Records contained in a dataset
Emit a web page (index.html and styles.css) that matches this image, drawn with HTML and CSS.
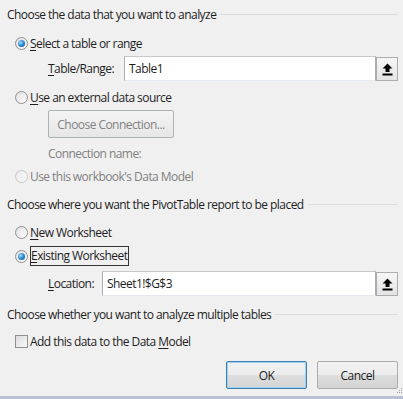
FILE: index.html
```html
<!DOCTYPE html>
<html lang="en">
<head>
    <meta charset="UTF-8">
    <title>Create PivotTable</title>
    <link rel="stylesheet" href="styles.css">
</head>
<body>
    <div class="dialog">
        <div class="group-title title-data"><span>Choose the data that you want to analyze</span></div>

        <div class="row radio-row row-select">
            <span class="radio checked"></span>
            <span><u>S</u>elect a table or range</span>
        </div>

        <div class="row field-row row-range">
            <label class="field-label label-range"><u>T</u>able/Range:</label>
            <div class="field">
                <div class="text-box">Table1</div>
                <button class="pick-button">
                    <svg width="11" height="13" viewBox="0 0 11 13"><path d="M5.5 0.5 L10.5 5.5 L7.5 5.5 L7.5 9 L3.5 9 L3.5 5.5 L0.5 5.5 Z" fill="#000"/><rect x="0.5" y="10.5" width="10" height="2" fill="#000"/></svg>
                </button>
            </div>
        </div>

        <div class="row radio-row row-external">
            <span class="radio"></span>
            <span><u>U</u>se an external data source</span>
        </div>

        <div class="row row-connection">
            <button class="push-button disabled conn-button">Choose Connection...</button>
        </div>

        <div class="row row-connname muted">Connection name:</div>

        <div class="row radio-row row-model muted">
            <span class="radio disabled"></span>
            <span>Use this workbook's Data Model</span>
        </div>

        <div class="group-title title-place"><span>Choose where you want the PivotTable report to be placed</span></div>

        <div class="row radio-row row-new">
            <span class="radio"></span>
            <span><u>N</u>ew Worksheet</span>
        </div>

        <div class="row radio-row row-existing">
            <span class="radio checked"></span>
            <span class="focus"><u>E</u>xisting Worksheet</span>
        </div>

        <div class="row field-row row-location">
            <label class="field-label label-location"><u>L</u>ocation:</label>
            <div class="field">
                <div class="text-box">Sheet1!$G$3</div>
                <button class="pick-button">
                    <svg width="11" height="13" viewBox="0 0 11 13"><path d="M5.5 0.5 L10.5 5.5 L7.5 5.5 L7.5 9 L3.5 9 L3.5 5.5 L0.5 5.5 Z" fill="#000"/><rect x="0.5" y="10.5" width="10" height="2" fill="#000"/></svg>
                </button>
            </div>
        </div>

        <div class="group-title title-multi"><span>Choose whether you want to analyze multiple tables</span></div>

        <div class="row radio-row row-check">
            <span class="checkbox"></span>
            <span>Add this data to the Data <u>M</u>odel</span>
        </div>

        <div class="button-bar">
            <button class="push-button default">OK</button>
            <button class="push-button">Cancel</button>
        </div>

        <div class="grip">
            <svg width="10" height="10" viewBox="0 0 10 10">
                <rect x="8" y="2" width="1" height="1" fill="#a0a0a0"/>
                <rect x="6" y="4" width="1" height="1" fill="#a0a0a0"/>
                <rect x="8" y="4" width="1" height="1" fill="#a0a0a0"/>
                <rect x="4" y="6" width="1" height="1" fill="#a0a0a0"/>
                <rect x="6" y="6" width="1" height="1" fill="#a0a0a0"/>
                <rect x="8" y="6" width="1" height="1" fill="#a0a0a0"/>
            </svg>
        </div>
    </div>
</body>
</html>
```

FILE: styles.css
```css
:root {
    --dialog-bg: #f0f0f0;
    --text: #1e1e1e;
    --muted: #808080;
    --rule: #dcdcdc;
    --box-border: #abadb3;
    --button-border: #acacac;
    --focus-blue: #3c7fb1;
}

* {
    margin: 0;
    padding: 0;
    box-sizing: border-box;
}

body {
    background-color: var(--dialog-bg);
    font-family: "Open Sans", "Noto Sans", sans-serif;
    font-size: 12px;
    letter-spacing: -0.55px;
    color: var(--text);
}

u {
    text-decoration-thickness: 1px;
    text-underline-offset: 2px;
}

.dialog {
    width: 403px;
    height: 399px;
    padding: 5px 5px 0 7px;
    position: relative;
    display: flex;
    flex-direction: column;
    border-bottom: 3px solid #b9c3cf;
}

/* Group headings with trailing rule */
.group-title {
    display: flex;
    align-items: center;
    height: 18px;
    gap: 4px;
}

.group-title::after {
    content: "";
    flex: 1;
    border-top: 1px solid var(--rule);
}

.row {
    display: flex;
    align-items: center;
    height: 18px;
}

.radio-row {
    padding-left: 8px;
    gap: 2px;
}

.row-select { margin-top: 11px; }
.row-range { margin-top: 4px; height: 25px; }
.row-external { margin-top: 7px; }
.row-connection { margin-top: 4px; height: 28px; padding-left: 41px; }
.row-connname { margin-top: 6px; padding-left: 41px; }
.row-model { margin-top: 5px; }
.title-place { margin-top: 10px; }
.row-new { margin-top: 10px; }
.row-existing { margin-top: 5px; height: 20px; }
.row-location { margin-top: 5px; height: 25px; }
.title-multi { margin-top: 9px; }
.row-check { margin-top: 9px; }

.muted {
    color: var(--muted);
}

/* Radio buttons */
.radio {
    width: 13px;
    height: 13px;
    border-radius: 50%;
    border: 1px solid #8f8f8f;
    background: linear-gradient(135deg, #e0e0e0, #ffffff);
    display: flex;
    align-items: center;
    justify-content: center;
    flex-shrink: 0;
}

.radio.checked::after {
    content: "";
    width: 7px;
    height: 7px;
    border-radius: 50%;
    background: radial-gradient(circle at 35% 35%, #9fd6ff, #1a7dc7 60%, #0b4f8a);
}

.radio.disabled {
    border-color: #c8c8c8;
    background: linear-gradient(135deg, #ececec, #f8f8f8);
}

.focus {
    border: 1px solid #333;
    padding: 1px 1px 1px 0;
    line-height: 16px;
}

.checkbox {
    width: 13px;
    height: 13px;
    border: 1px solid #8f8f8f;
    background: linear-gradient(135deg, #dcdcdc, #fafafa);
    flex-shrink: 0;
}

/* Text fields */
.field-row {
    padding-left: 41px;
}

.label-range { width: 76px; }
.label-location { width: 54px; }

.field {
    flex: 1;
    display: flex;
    height: 25px;
}

.text-box {
    flex: 1;
    background: #fff;
    border: 1px solid var(--box-border);
    border-top-color: #c8c8c8;
    border-bottom-color: #e3e9ef;
    padding: 0 4px;
    display: flex;
    align-items: center;
}

.pick-button {
    width: 22px;
    height: 24px;
    margin-top: 1px;
    border: 1px solid var(--button-border);
    background: linear-gradient(#f6f6f6, #e4e4e4);
    display: flex;
    align-items: center;
    justify-content: center;
}

/* Push buttons */
.push-button {
    font-family: inherit;
    font-size: 12px;
    letter-spacing: -0.55px;
    color: var(--text);
    height: 28px;
    border: 1px solid var(--button-border);
    border-radius: 2px;
    background: linear-gradient(#f2f2f2 0%, #ebebeb 50%, #dddddd 51%, #d4d4d4 100%);
}

.push-button.default {
    border-color: var(--focus-blue);
    box-shadow: inset 0 0 0 1px #9cd0f4;
}

.push-button.disabled {
    color: #838383;
    border-color: #adb2b5;
    background: linear-gradient(#f4f4f4, #e6e6e6);
}

.conn-button {
    width: 126px;
}

.button-bar {
    margin-top: 11px;
    display: flex;
    justify-content: flex-end;
    gap: 10px;
}

.button-bar .push-button {
    width: 81px;
}

.grip {
    position: absolute;
    right: 0;
    bottom: 0;
    line-height: 0;
}
```
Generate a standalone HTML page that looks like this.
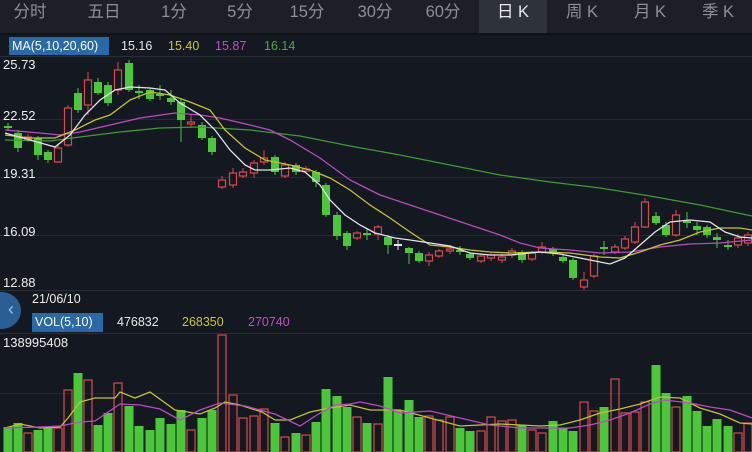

> **Short exercise**
Do not include the images; transcribe the rest of the listing exactly.

> **Output below**
Emit a web page (index.html and styles.css) that matches this image, drawn with HTML and CSS.
FILE: index.html
```html
<!DOCTYPE html>
<html lang="en">
<head>
    <meta charset="UTF-8">
    <title>Create PivotTable</title>
    <link rel="stylesheet" href="styles.css">
</head>
<body>
    <div class="dialog">
        <div class="group-title title-data"><span>Choose the data that you want to analyze</span></div>

        <div class="row radio-row row-select">
            <span class="radio checked"></span>
            <span><u>S</u>elect a table or range</span>
        </div>

        <div class="row field-row row-range">
            <label class="field-label label-range"><u>T</u>able/Range:</label>
            <div class="field">
                <div class="text-box">Table1</div>
                <button class="pick-button">
                    <svg width="11" height="13" viewBox="0 0 11 13"><path d="M5.5 0.5 L10.5 5.5 L7.5 5.5 L7.5 9 L3.5 9 L3.5 5.5 L0.5 5.5 Z" fill="#000"/><rect x="0.5" y="10.5" width="10" height="2" fill="#000"/></svg>
                </button>
            </div>
        </div>

        <div class="row radio-row row-external">
            <span class="radio"></span>
            <span><u>U</u>se an external data source</span>
        </div>

        <div class="row row-connection">
            <button class="push-button disabled conn-button">Choose Connection...</button>
        </div>

        <div class="row row-connname muted">Connection name:</div>

        <div class="row radio-row row-model muted">
            <span class="radio disabled"></span>
            <span>Use this workbook's Data Model</span>
        </div>

        <div class="group-title title-place"><span>Choose where you want the PivotTable report to be placed</span></div>

        <div class="row radio-row row-new">
            <span class="radio"></span>
            <span><u>N</u>ew Worksheet</span>
        </div>

        <div class="row radio-row row-existing">
            <span class="radio checked"></span>
            <span class="focus"><u>E</u>xisting Worksheet</span>
        </div>

        <div class="row field-row row-location">
            <label class="field-label label-location"><u>L</u>ocation:</label>
            <div class="field">
                <div class="text-box">Sheet1!$G$3</div>
                <button class="pick-button">
                    <svg width="11" height="13" viewBox="0 0 11 13"><path d="M5.5 0.5 L10.5 5.5 L7.5 5.5 L7.5 9 L3.5 9 L3.5 5.5 L0.5 5.5 Z" fill="#000"/><rect x="0.5" y="10.5" width="10" height="2" fill="#000"/></svg>
                </button>
            </div>
        </div>

        <div class="group-title title-multi"><span>Choose whether you want to analyze multiple tables</span></div>

        <div class="row radio-row row-check">
            <span class="checkbox"></span>
            <span>Add this data to the Data <u>M</u>odel</span>
        </div>

        <div class="button-bar">
            <button class="push-button default">OK</button>
            <button class="push-button">Cancel</button>
        </div>

        <div class="grip">
            <svg width="10" height="10" viewBox="0 0 10 10">
                <rect x="8" y="2" width="1" height="1" fill="#a0a0a0"/>
                <rect x="6" y="4" width="1" height="1" fill="#a0a0a0"/>
                <rect x="8" y="4" width="1" height="1" fill="#a0a0a0"/>
                <rect x="4" y="6" width="1" height="1" fill="#a0a0a0"/>
                <rect x="6" y="6" width="1" height="1" fill="#a0a0a0"/>
                <rect x="8" y="6" width="1" height="1" fill="#a0a0a0"/>
            </svg>
        </div>
    </div>
</body>
</html>
```

FILE: styles.css
```css
:root {
    --dialog-bg: #f0f0f0;
    --text: #1e1e1e;
    --muted: #808080;
    --rule: #dcdcdc;
    --box-border: #abadb3;
    --button-border: #acacac;
    --focus-blue: #3c7fb1;
}

* {
    margin: 0;
    padding: 0;
    box-sizing: border-box;
}

body {
    background-color: var(--dialog-bg);
    font-family: "Open Sans", "Noto Sans", sans-serif;
    font-size: 12px;
    letter-spacing: -0.55px;
    color: var(--text);
}

u {
    text-decoration-thickness: 1px;
    text-underline-offset: 2px;
}

.dialog {
    width: 403px;
    height: 399px;
    padding: 5px 5px 0 7px;
    position: relative;
    display: flex;
    flex-direction: column;
    border-bottom: 3px solid #b9c3cf;
}

/* Group headings with trailing rule */
.group-title {
    display: flex;
    align-items: center;
    height: 18px;
    gap: 4px;
}

.group-title::after {
    content: "";
    flex: 1;
    border-top: 1px solid var(--rule);
}

.row {
    display: flex;
    align-items: center;
    height: 18px;
}

.radio-row {
    padding-left: 8px;
    gap: 2px;
}

.row-select { margin-top: 11px; }
.row-range { margin-top: 4px; height: 25px; }
.row-external { margin-top: 7px; }
.row-connection { margin-top: 4px; height: 28px; padding-left: 41px; }
.row-connname { margin-top: 6px; padding-left: 41px; }
.row-model { margin-top: 5px; }
.title-place { margin-top: 10px; }
.row-new { margin-top: 10px; }
.row-existing { margin-top: 5px; height: 20px; }
.row-location { margin-top: 5px; height: 25px; }
.title-multi { margin-top: 9px; }
.row-check { margin-top: 9px; }

.muted {
    color: var(--muted);
}

/* Radio buttons */
.radio {
    width: 13px;
    height: 13px;
    border-radius: 50%;
    border: 1px solid #8f8f8f;
    background: linear-gradient(135deg, #e0e0e0, #ffffff);
    display: flex;
    align-items: center;
    justify-content: center;
    flex-shrink: 0;
}

.radio.checked::after {
    content: "";
    width: 7px;
    height: 7px;
    border-radius: 50%;
    background: radial-gradient(circle at 35% 35%, #9fd6ff, #1a7dc7 60%, #0b4f8a);
}

.radio.disabled {
    border-color: #c8c8c8;
    background: linear-gradient(135deg, #ececec, #f8f8f8);
}

.focus {
    border: 1px solid #333;
    padding: 1px 1px 1px 0;
    line-height: 16px;
}

.checkbox {
    width: 13px;
    height: 13px;
    border: 1px solid #8f8f8f;
    background: linear-gradient(135deg, #dcdcdc, #fafafa);
    flex-shrink: 0;
}

/* Text fields */
.field-row {
    padding-left: 41px;
}

.label-range { width: 76px; }
.label-location { width: 54px; }

.field {
    flex: 1;
    display: flex;
    height: 25px;
}

.text-box {
    flex: 1;
    background: #fff;
    border: 1px solid var(--box-border);
    border-top-color: #c8c8c8;
    border-bottom-color: #e3e9ef;
    padding: 0 4px;
    display: flex;
    align-items: center;
}

.pick-button {
    width: 22px;
    height: 24px;
    margin-top: 1px;
    border: 1px solid var(--button-border);
    background: linear-gradient(#f6f6f6, #e4e4e4);
    display: flex;
    align-items: center;
    justify-content: center;
}

/* Push buttons */
.push-button {
    font-family: inherit;
    font-size: 12px;
    letter-spacing: -0.55px;
    color: var(--text);
    height: 28px;
    border: 1px solid var(--button-border);
    border-radius: 2px;
    background: linear-gradient(#f2f2f2 0%, #ebebeb 50%, #dddddd 51%, #d4d4d4 100%);
}

.push-button.default {
    border-color: var(--focus-blue);
    box-shadow: inset 0 0 0 1px #9cd0f4;
}

.push-button.disabled {
    color: #838383;
    border-color: #adb2b5;
    background: linear-gradient(#f4f4f4, #e6e6e6);
}

.conn-button {
    width: 126px;
}

.button-bar {
    margin-top: 11px;
    display: flex;
    justify-content: flex-end;
    gap: 10px;
}

.button-bar .push-button {
    width: 81px;
}

.grip {
    position: absolute;
    right: 0;
    bottom: 0;
    line-height: 0;
}
```
Generate a standalone HTML page that looks like this.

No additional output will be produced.